The practice of mindfulness is becoming all the rage. Our fast-paced, high-tech lives have left many of us too stressed out to be happy. And it’s becoming increasingly difficult to find meaning and purpose in what we do, something becoming increasingly important for future generations. Mindfulness at work is a recipe for productivity and can enhance a sense of purpose.

Mindfulness can be summed up as “present moment awareness.” It’s the practice of being in the “here and now.” Most people practice mindfulness with meditation or another mindful sitting so that they can focus on their breath, observe their thoughts, and emotions and gain perspective on where they are in that present moment.

Estimated reading time: 4 minutes

Making mindfulness practical in business

Table of Contents:
Mindfulness in Business?
Emotional Intelligence as Mindfulness in the Workplace
Understand Your Impact as Social Awareness
Learn to Calm Detach and Self-Regulate
Example of Low Emotional Intelligence
Reduce Stress by Being Mindful
Try Introducing Mindfulness into Business

Mindfulness in Business?

There are many ways you can practice mindfulness, such as gardening, exercising, cleaning, being with friends, having a cup of coffee, etc. Really, with enough practice and focus, mindfulness is something you can be doing every day.

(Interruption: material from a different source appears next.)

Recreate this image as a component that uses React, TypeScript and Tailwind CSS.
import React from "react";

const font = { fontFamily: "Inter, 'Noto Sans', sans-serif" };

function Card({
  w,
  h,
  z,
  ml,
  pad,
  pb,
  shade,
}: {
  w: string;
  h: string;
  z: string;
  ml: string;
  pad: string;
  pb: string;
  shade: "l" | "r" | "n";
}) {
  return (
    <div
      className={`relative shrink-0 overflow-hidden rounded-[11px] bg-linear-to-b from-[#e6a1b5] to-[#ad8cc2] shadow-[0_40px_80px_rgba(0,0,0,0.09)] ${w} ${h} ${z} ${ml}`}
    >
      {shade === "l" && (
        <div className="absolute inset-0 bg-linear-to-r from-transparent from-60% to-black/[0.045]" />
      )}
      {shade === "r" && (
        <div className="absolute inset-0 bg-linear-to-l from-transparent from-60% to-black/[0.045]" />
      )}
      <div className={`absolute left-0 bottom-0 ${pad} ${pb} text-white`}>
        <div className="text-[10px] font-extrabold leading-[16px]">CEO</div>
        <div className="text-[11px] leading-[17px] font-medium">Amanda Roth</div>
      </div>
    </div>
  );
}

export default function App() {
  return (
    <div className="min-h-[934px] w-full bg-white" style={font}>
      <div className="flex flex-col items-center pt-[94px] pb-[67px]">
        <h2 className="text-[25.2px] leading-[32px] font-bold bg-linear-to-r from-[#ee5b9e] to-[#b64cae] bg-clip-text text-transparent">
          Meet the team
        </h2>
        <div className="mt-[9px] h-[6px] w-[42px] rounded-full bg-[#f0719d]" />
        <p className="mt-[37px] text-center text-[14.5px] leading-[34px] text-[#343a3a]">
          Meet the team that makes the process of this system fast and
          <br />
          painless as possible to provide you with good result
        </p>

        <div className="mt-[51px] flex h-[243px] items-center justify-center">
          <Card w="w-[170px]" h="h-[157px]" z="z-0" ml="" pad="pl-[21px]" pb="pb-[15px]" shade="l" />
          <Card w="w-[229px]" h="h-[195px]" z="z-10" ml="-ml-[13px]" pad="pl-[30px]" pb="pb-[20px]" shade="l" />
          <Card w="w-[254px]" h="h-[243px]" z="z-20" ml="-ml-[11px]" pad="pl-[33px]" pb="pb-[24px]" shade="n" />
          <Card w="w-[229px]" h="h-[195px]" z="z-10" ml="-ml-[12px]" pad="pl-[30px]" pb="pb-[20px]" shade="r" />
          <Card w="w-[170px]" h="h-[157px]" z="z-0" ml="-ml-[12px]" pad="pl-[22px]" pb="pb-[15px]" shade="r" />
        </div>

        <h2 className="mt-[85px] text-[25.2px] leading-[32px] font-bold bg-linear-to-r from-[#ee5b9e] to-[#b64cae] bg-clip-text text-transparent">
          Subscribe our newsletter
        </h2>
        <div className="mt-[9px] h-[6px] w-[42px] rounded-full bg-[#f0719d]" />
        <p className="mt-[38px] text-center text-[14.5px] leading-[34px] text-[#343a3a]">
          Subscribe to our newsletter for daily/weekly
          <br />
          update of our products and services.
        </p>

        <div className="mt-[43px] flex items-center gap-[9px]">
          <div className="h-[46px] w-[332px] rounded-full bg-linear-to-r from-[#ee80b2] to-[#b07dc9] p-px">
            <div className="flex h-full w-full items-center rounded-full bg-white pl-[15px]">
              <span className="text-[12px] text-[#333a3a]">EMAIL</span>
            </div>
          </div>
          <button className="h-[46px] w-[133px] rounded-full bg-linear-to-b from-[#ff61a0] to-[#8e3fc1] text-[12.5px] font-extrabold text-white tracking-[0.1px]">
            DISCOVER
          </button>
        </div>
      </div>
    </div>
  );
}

But how do mindfulness and business go together?

In many ways, our high-speed, high-stress lifestyles are a product of business having too prominent a role in our lives. The push to grow and do more is a huge cause of stress. Yet mindfulness and business do not need to be separate and embracing mindfulness can actually make your business better.

Related reading: "Can Mindfulness Help You Run Your Business?"

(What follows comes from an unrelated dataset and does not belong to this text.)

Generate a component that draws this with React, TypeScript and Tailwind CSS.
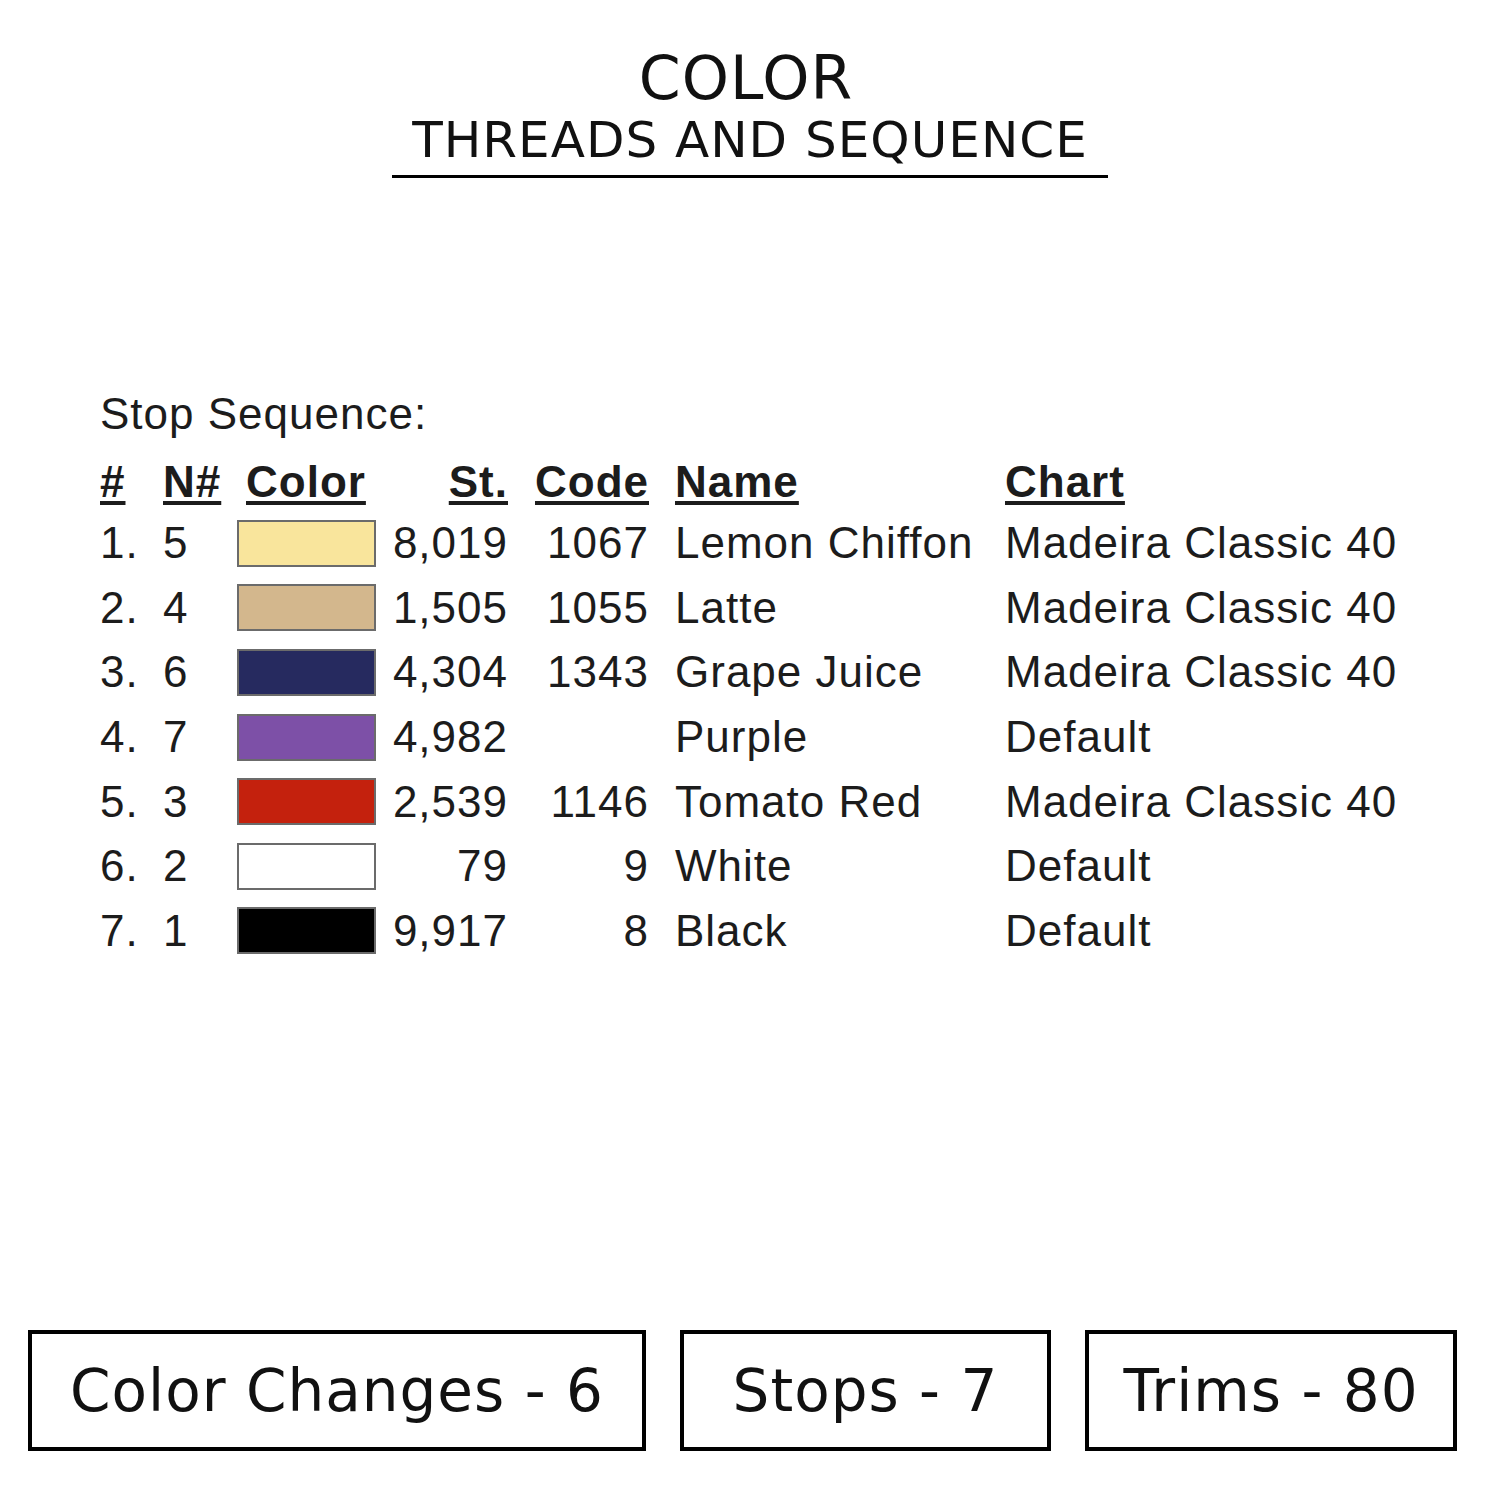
const rows = [
  { n: "1.", nn: "5", color: "#f9e59c", st: "8,019", code: "1067", name: "Lemon Chiffon", chart: "Madeira Classic 40" },
  { n: "2.", nn: "4", color: "#d3b78d", st: "1,505", code: "1055", name: "Latte", chart: "Madeira Classic 40" },
  { n: "3.", nn: "6", color: "#262a5f", st: "4,304", code: "1343", name: "Grape Juice", chart: "Madeira Classic 40" },
  { n: "4.", nn: "7", color: "#7d50a7", st: "4,982", code: "", name: "Purple", chart: "Default" },
  { n: "5.", nn: "3", color: "#c4210d", st: "2,539", code: "1146", name: "Tomato Red", chart: "Madeira Classic 40" },
  { n: "6.", nn: "2", color: "#ffffff", st: "79", code: "9", name: "White", chart: "Default" },
  { n: "7.", nn: "1", color: "#000000", st: "9,917", code: "8", name: "Black", chart: "Default" },
];

export default function App() {
  return (
    <main className="w-[1500px] h-[1500px] bg-white flex flex-col text-[#111]">

      {/* Title */}
      <div className="flex flex-col items-center pt-[48px] font-['DejaVu_Sans',sans-serif]">
        <h1 className="text-[60px] leading-none tracking-[1px] -translate-x-[4px]">COLOR</h1>
        <h2 className="mt-[7px] text-[50px] leading-none tracking-[1px]">THREADS AND SEQUENCE</h2>
        <div className="mt-[10px] w-[716px] h-[3px] bg-black" />
      </div>

      {/* Stop sequence table */}
      <div className="mt-[214px] pl-[100px] font-['Liberation_Sans',Arial,sans-serif] text-[#1c1c1c] tracking-[1px]">
        <p className="text-[44px] leading-none">Stop Sequence:</p>

        <div className="mt-[17px] grid grid-cols-[63px_74px_139px_132px_141px_356px_auto] grid-rows-[58px] auto-rows-[64.6px] items-center text-[44px] leading-none">
          {/* header */}
          <span className="font-bold underline decoration-[4px] underline-offset-[4px]">#</span>
          <span className="font-bold underline decoration-[4px] underline-offset-[4px]">N#</span>
          <span className="pl-[9px] font-bold underline decoration-[4px] underline-offset-[4px]">Color</span>
          <span className="text-right font-bold underline decoration-[4px] underline-offset-[4px]">St.</span>
          <span className="text-right font-bold underline decoration-[4px] underline-offset-[4px]">Code</span>
          <span className="pl-[26px] font-bold underline decoration-[4px] underline-offset-[4px]">Name</span>
          <span className="font-bold underline decoration-[4px] underline-offset-[4px]">Chart</span>

          {rows.map((r) => (
            <div key={r.n} className="contents">
              <span>{r.n}</span>
              <span>{r.nn}</span>
              <div className="h-[47px] w-[139px] border-2 border-[#6b6b6b]" style={{ backgroundColor: r.color }} />
              <span className="text-right">{r.st}</span>
              <span className="text-right">{r.code}</span>
              <span className="pl-[26px]">{r.name}</span>
              <span>{r.chart}</span>
            </div>
          ))}
        </div>
      </div>

      {/* Summary boxes */}
      <div className="mt-auto mb-[49px] flex gap-[34px] pl-[28px] font-['DejaVu_Sans',sans-serif] text-[58px] leading-none">
        <div className="w-[618px] h-[121px] border-[4px] border-black flex items-center justify-center tracking-[1px]">Color Changes - 6</div>
        <div className="w-[371px] h-[121px] border-[4px] border-black flex items-center justify-center tracking-[1px]">Stops - 7</div>
        <div className="w-[372px] h-[121px] border-[4px] border-black flex items-center justify-center tracking-[1px]">Trims - 80</div>
      </div>
    </main>
  );
}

Emotional Intelligence as Mindfulness in the Workplace

Since the research is getting more and more plentiful, it's crucial that businesses start prioritizing it. With employee burnout on the rise, companies must consider the importance of providing a place for employees to practice mindfulness.

Consider the following ways you can make mindfulness work in business.

Mindfulness Practice in Business #1:  Understand Impact as Social Awareness

One of the central tenets of mindfulness is recognizing the impact of our actions. Even though it can be hard to see, each one of us is a small part of the much larger, interdependent organism called Life. When we lose sight of our connection, we tend to fall into the trap of thinking that what we do doesn’t really matter.

But this is simply not true.

Every action has a consequence, whether positive or negative. And that consequence is not always felt immediately after the action. Yet if we’re mindful of this, we can act in a way that minimizes negative consequences and maximizes the positive.

This application in business should be rather obvious: there is no decision too small. Every time you interact with employees or customers, or every time you make a decision, you are having an impact on the success of your business.

If you blow off a customer meeting, he or she may forgive you, but your reputation will suffer, and this is something that can hurt you down the line.

These social interactions also play out in how you treat coworkers and employees. Reacting too harshly as a leader or micromanaging as a manager, or being insensitive when someone comes to you with a concern, might not seem like a big deal at the moment, but it will impact how people perceive you. And the impact of this will be felt later on, especially if these types of interactions repeat themselves.

Understanding the true impact of your actions with a mindful approach will help you make smarter decisions and also improve the workplace dynamic in your company, both of which will make you more successful.


Mindfulness Practice in Business #2:  Learn to Calmly Detach and Self-Regulate

Another core principle of mindfulness is detachment. When we meditate or sit mindfully, the quiet time gives us the chance to observe our thoughts and feelings. We can see better how we view our interactions as a whole. But perhaps more importantly, we spot unhelpful emotions to guide us to effective action for the better. We can convert emotions as raw materials into helpful interactions with the results we desire to build relationships in the workplace.

Carpenters at work with mindful encouragementOne of the worst things you can do for your business is to act rashly. That's why emotional regulation is critical. If something happens, positive or negative, you need to be mindful of how you react.

For example, let’s say you lose a big client. Your initial thoughts and emotions will likely be anger or worry. This reaction may cause you to try to learn why you lost that client, and then to seek to make a commitment to better control yourself next time.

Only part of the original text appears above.